=== Records for the task ===

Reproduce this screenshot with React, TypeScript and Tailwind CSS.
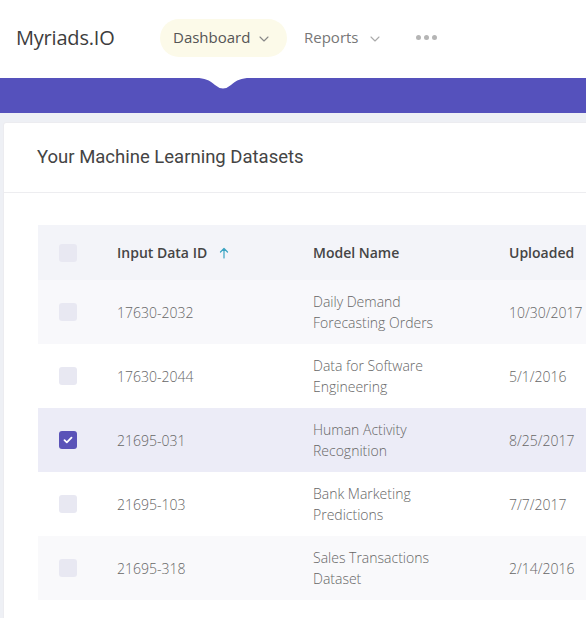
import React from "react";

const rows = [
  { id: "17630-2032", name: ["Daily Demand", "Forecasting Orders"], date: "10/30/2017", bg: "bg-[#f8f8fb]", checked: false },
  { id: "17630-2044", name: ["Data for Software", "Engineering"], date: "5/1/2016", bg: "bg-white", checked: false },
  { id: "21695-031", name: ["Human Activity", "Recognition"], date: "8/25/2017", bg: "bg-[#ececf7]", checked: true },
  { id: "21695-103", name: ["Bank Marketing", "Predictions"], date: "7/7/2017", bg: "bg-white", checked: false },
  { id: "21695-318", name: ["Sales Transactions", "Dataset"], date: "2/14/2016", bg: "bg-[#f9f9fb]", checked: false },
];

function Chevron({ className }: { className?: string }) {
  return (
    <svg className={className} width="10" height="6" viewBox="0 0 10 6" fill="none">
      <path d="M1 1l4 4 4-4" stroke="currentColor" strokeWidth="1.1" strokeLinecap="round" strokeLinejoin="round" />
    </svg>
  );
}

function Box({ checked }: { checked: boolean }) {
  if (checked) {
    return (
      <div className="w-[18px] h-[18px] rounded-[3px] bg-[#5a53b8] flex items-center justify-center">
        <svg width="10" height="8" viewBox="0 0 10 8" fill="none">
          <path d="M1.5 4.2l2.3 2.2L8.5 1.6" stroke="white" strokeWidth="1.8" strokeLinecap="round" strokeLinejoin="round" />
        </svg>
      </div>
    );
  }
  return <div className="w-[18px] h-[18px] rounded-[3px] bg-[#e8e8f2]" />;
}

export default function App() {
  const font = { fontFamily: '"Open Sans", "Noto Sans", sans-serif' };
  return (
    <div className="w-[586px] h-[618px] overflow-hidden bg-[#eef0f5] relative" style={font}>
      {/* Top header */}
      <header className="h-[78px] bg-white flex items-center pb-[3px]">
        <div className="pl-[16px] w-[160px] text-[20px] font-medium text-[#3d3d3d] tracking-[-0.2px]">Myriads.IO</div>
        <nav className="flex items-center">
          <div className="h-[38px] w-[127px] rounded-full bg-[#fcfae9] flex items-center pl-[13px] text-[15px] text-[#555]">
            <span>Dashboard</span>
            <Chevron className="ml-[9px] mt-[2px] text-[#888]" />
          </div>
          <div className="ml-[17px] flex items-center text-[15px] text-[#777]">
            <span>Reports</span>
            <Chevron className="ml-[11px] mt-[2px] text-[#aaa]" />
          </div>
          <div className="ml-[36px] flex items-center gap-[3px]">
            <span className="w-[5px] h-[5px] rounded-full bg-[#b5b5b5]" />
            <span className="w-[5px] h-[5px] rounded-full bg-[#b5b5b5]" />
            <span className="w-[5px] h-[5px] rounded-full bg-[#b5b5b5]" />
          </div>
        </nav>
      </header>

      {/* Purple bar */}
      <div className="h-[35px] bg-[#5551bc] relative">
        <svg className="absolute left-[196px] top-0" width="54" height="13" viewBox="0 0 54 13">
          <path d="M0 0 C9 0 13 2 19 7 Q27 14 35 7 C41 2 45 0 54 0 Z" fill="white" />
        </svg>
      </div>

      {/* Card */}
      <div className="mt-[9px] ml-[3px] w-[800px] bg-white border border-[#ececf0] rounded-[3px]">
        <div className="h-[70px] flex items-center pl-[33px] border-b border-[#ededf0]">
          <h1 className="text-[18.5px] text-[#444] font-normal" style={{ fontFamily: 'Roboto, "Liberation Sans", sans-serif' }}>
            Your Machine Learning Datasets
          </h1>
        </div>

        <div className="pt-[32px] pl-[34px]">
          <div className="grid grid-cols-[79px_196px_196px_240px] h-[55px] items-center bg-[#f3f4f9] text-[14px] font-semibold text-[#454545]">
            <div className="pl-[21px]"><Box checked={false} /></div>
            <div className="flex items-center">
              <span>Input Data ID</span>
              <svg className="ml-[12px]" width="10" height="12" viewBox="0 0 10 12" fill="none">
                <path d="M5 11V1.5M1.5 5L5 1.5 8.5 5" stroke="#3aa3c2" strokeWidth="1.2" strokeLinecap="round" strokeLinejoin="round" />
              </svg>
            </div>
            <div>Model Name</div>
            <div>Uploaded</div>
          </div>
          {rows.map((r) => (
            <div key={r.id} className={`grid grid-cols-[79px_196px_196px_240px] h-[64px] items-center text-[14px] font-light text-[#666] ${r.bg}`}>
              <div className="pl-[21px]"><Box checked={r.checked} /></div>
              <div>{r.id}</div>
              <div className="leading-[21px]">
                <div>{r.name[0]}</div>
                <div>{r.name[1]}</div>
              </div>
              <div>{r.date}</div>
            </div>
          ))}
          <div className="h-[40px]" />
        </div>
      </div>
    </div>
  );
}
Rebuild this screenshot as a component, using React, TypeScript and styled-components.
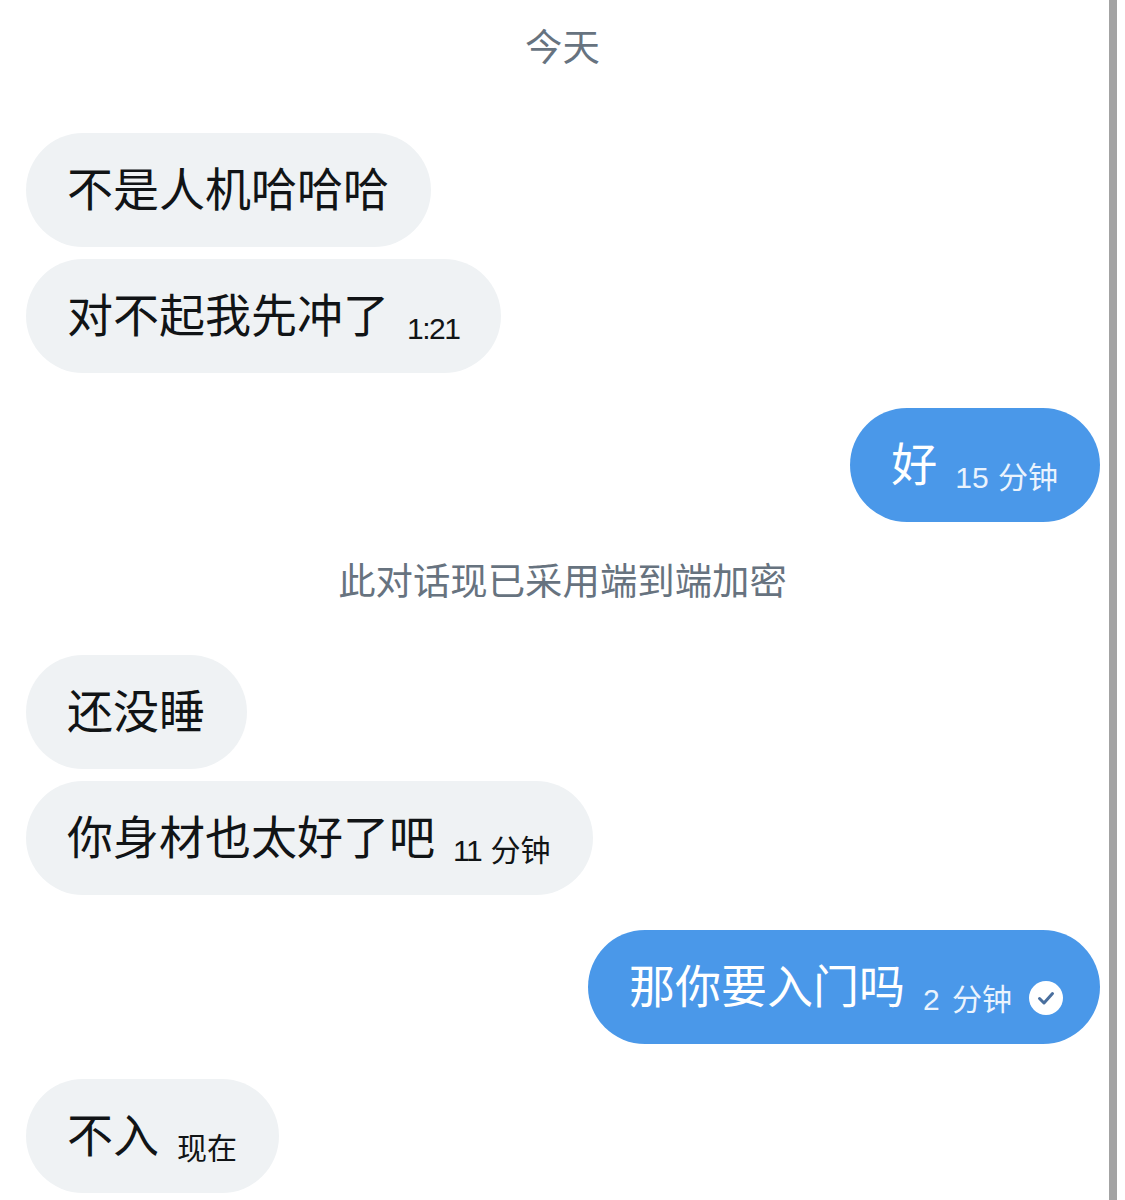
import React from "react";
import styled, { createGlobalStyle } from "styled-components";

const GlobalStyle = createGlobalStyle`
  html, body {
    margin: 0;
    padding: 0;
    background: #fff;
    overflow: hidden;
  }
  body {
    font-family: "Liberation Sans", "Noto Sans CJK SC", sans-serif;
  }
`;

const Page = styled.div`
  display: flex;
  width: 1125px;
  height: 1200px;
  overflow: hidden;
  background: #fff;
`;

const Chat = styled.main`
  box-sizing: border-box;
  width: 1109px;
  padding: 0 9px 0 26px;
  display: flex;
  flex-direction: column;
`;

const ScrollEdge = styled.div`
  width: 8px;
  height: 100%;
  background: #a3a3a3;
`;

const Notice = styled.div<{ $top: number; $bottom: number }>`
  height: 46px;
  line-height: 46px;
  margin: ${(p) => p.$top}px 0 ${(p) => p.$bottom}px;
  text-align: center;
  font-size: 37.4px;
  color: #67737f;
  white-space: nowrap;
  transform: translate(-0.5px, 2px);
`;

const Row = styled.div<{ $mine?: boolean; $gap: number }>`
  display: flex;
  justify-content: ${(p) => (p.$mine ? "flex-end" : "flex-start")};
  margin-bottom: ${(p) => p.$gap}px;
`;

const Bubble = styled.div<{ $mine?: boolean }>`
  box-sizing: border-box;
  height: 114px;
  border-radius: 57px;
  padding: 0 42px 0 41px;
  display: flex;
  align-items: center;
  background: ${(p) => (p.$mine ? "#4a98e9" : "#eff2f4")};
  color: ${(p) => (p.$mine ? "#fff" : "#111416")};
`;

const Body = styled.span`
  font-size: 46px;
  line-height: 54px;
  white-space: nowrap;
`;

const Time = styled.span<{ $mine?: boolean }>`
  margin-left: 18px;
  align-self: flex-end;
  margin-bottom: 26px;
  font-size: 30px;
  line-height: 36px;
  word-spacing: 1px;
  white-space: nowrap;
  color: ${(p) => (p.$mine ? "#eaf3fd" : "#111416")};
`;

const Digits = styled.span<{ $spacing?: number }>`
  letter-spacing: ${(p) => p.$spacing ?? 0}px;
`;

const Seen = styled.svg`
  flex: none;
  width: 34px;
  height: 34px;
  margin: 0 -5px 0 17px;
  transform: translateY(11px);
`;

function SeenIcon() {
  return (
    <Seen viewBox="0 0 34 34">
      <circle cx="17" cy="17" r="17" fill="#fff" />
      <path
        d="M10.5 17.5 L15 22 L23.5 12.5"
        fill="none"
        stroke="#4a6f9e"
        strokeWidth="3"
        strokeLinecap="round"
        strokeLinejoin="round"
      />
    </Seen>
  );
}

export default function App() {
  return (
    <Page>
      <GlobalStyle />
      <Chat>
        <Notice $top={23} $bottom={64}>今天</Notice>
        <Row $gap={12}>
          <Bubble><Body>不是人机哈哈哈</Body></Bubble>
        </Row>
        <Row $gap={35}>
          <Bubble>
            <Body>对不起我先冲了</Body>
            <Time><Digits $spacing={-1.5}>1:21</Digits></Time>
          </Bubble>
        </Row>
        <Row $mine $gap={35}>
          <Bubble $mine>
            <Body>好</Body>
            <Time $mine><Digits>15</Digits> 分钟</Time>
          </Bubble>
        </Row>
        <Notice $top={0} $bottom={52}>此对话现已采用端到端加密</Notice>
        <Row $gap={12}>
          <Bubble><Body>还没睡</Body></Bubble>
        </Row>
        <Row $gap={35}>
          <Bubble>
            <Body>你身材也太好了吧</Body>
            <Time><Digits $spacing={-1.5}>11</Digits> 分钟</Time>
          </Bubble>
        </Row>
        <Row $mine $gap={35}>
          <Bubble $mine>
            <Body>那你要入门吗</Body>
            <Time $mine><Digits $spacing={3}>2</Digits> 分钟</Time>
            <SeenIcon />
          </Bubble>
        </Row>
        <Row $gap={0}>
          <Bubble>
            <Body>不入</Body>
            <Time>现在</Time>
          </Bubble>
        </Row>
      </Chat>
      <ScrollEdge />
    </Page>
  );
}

===

_Instructions to follow_
From the listing, copy each line containing the word "screenshot".

_Exercise answer_
Reproduce this screenshot with React, TypeScript and Tailwind CSS.
Rebuild this screenshot as a component, using React, TypeScript and styled-components.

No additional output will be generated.